Give reasons for the following —

(a) In a single movable pulley, the velocity ratio is always more than the mechanical advantage.

(b) The efficiency of a movable pulley is always less than 100%.

(c) In case of a block and tackle system, the mechanical advantage increases with the increase in the number of pulleys.

(d) The lower block of a block and tackle pulley system must be of negligible weight.
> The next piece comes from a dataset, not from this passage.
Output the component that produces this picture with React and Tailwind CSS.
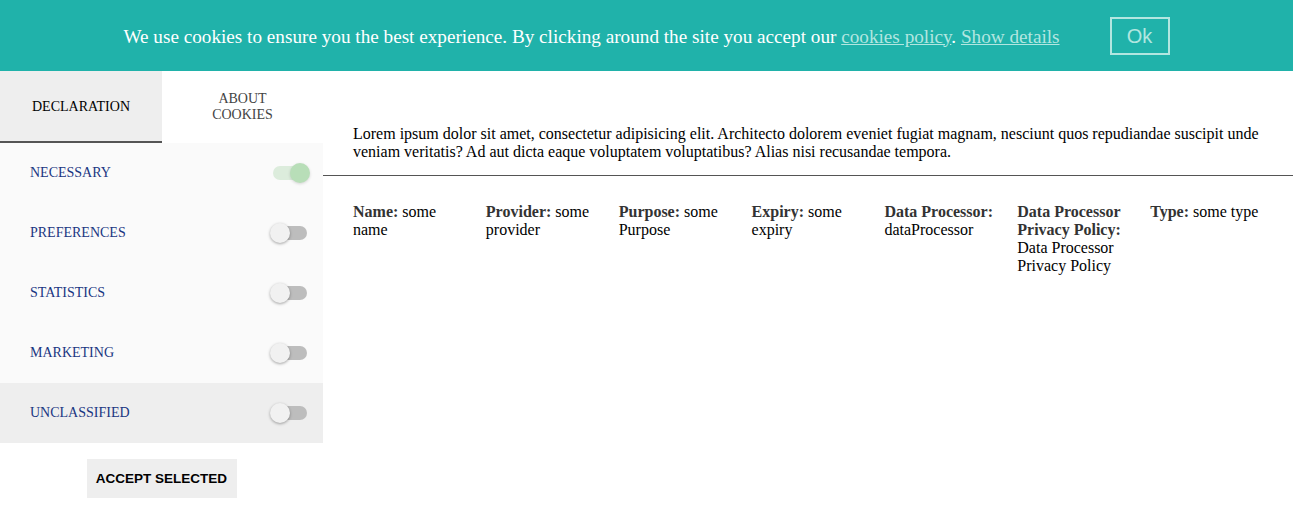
const CATEGORIES = [
  { id: 'necessary', label: 'NECESSARY', on: true },
  { id: 'preferences', label: 'PREFERENCES' },
  { id: 'statistics', label: 'STATISTICS' },
  { id: 'marketing', label: 'MARKETING' },
  { id: 'unclassified', label: 'UNCLASSIFIED', active: true },
];

const FIELDS = [
  { label: 'Name:', value: 'some name' },
  { label: 'Provider:', value: 'some provider' },
  { label: 'Purpose:', value: 'some Purpose' },
  { label: 'Expiry:', value: 'some expiry' },
  { label: 'Data Processor:', value: 'dataProcessor' },
  { label: 'Data Processor Privacy Policy:', value: 'Data Processor Privacy Policy' },
  { label: 'Type:', value: 'some type' },
];

function Toggle({ on }) {
  return (
    <div className="relative h-5 w-10">
      <div
        className={
          on
            ? 'absolute left-[3px] top-[3px] h-[14px] w-[34px] rounded-full bg-[#dcecdc]'
            : 'absolute left-[3px] top-[3px] h-[14px] w-[34px] rounded-full bg-[#bdbdbd]'
        }
      />
      <div
        className={
          on
            ? 'absolute left-5 top-0 h-5 w-5 rounded-full bg-[#b8deb8] shadow-[0_1px_3px_rgba(0,0,0,0.15)]'
            : 'absolute left-0 top-0 h-5 w-5 rounded-full bg-[#f1f1f1] shadow-[0_1px_3px_rgba(0,0,0,0.35)]'
        }
      />
    </div>
  );
}

export default function App() {
  return (
    <div className="min-h-[512px] bg-white font-['Liberation_Serif',serif]">
      <div className="flex h-[71px] items-center justify-center gap-[50px] bg-[#20b2aa]">
        <p className="mt-[3px] text-[19.2px] text-white">
          We use cookies to ensure you the best experience. By clicking around the site you accept our{' '}
          <a href="#" className="text-[#b2e6e0] underline">cookies policy</a>.{' '}
          <a href="#" className="text-[#b2e6e0] underline">Show details</a>
        </p>
        <button className="h-[38px] w-[60px] border-2 border-[#b2e6e0] font-['Liberation_Sans',sans-serif] text-[20px] text-[#b2e6e0]">
          Ok
        </button>
      </div>

      <div className="flex">
        <div className="w-[323px] shrink-0">
          <div className="flex h-[72px] text-[14px]">
            <div className="flex w-[162px] items-center justify-center border-b-2 border-[#555] bg-[#eeeeee] text-black">
              DECLARATION
            </div>
            <div className="flex flex-1 items-center justify-center text-center leading-4 text-[#444]">
              ABOUT
              <br />
              COOKIES
            </div>
          </div>
          <div className="bg-[#fafafa]">
            {CATEGORIES.map((c) => (
              <div
                key={c.id}
                className={
                  c.active
                    ? 'flex h-[60px] items-center justify-between bg-[#eeeeee] pl-[30px] pr-[13px]'
                    : 'flex h-[60px] items-center justify-between pl-[30px] pr-[13px]'
                }
              >
                <span className="-mt-0.5 text-[14px] text-[#1a3682]">{c.label}</span>
                <Toggle on={c.on} />
              </div>
            ))}
          </div>
          <div className="flex justify-center pt-4">
            <button className="h-[39px] w-[150px] bg-[#eeeeee] pt-px font-['Liberation_Sans',sans-serif] text-[13.5px] font-bold text-black">
              ACCEPT SELECTED
            </button>
          </div>
        </div>

        <div className="flex-1">
          <p className="px-[30px] pt-[54px] text-[16px] leading-[18px] text-black">
            Lorem ipsum dolor sit amet, consectetur adipisicing elit. Architecto dolorem eveniet fugiat magnam, nesciunt quos repudiandae suscipit unde veniam veritatis? Ad aut dicta eaque voluptatem voluptatibus? Alias nisi recusandae tempora.
          </p>
          <div className="mt-[14px] h-px bg-[#555]" />
          <div className="grid grid-cols-7 gap-x-5 px-[30px] pt-[27px] text-[16px] leading-[18px] text-black">
            {FIELDS.map((f) => (
              <div key={f.label}>
                <b className="text-[#333]">{f.label}</b> {f.value}
              </div>
            ))}
          </div>
        </div>
      </div>
    </div>
  );
}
(a) For an actual single movable pulley, due to (i) friction in the pulley bearings or at the axle and (ii) the weight of the pulley and string, the effort needed to lift up a load L will be more than $\dfrac{\text{L}}{2}$, so the mechanical advantage will be less than 2. But the velocity ratio will remain as 2. Hence, for a single movable pulley, the velocity ratio is always more than the mechanical advantage.

(b) As some effort is wasted in overcoming the friction between the strings and the grooves of the pulley as a result the efficiency of a movable pulley is always less than 100%.

(c) In the case of a block and tackle system, the mechanical advantage increases with the increase in the number of pulleys.

$M.A. = \dfrac{Load}{Effort} \\[0.5em] M.A. = \dfrac{nT}{T} = n \\[0.5em]$

∴ M.A. = Total number of pulleys in both the blocks

(d) The lower block of a block and tackle pulley system must be of negligible weight as efficiency is reduced due to the weight of the lower block of the pulley.

$\eta = 1 - \dfrac{w}{nE} \\[0.5em]$

where, w is the total weight of the lower block along with the pulleys in it.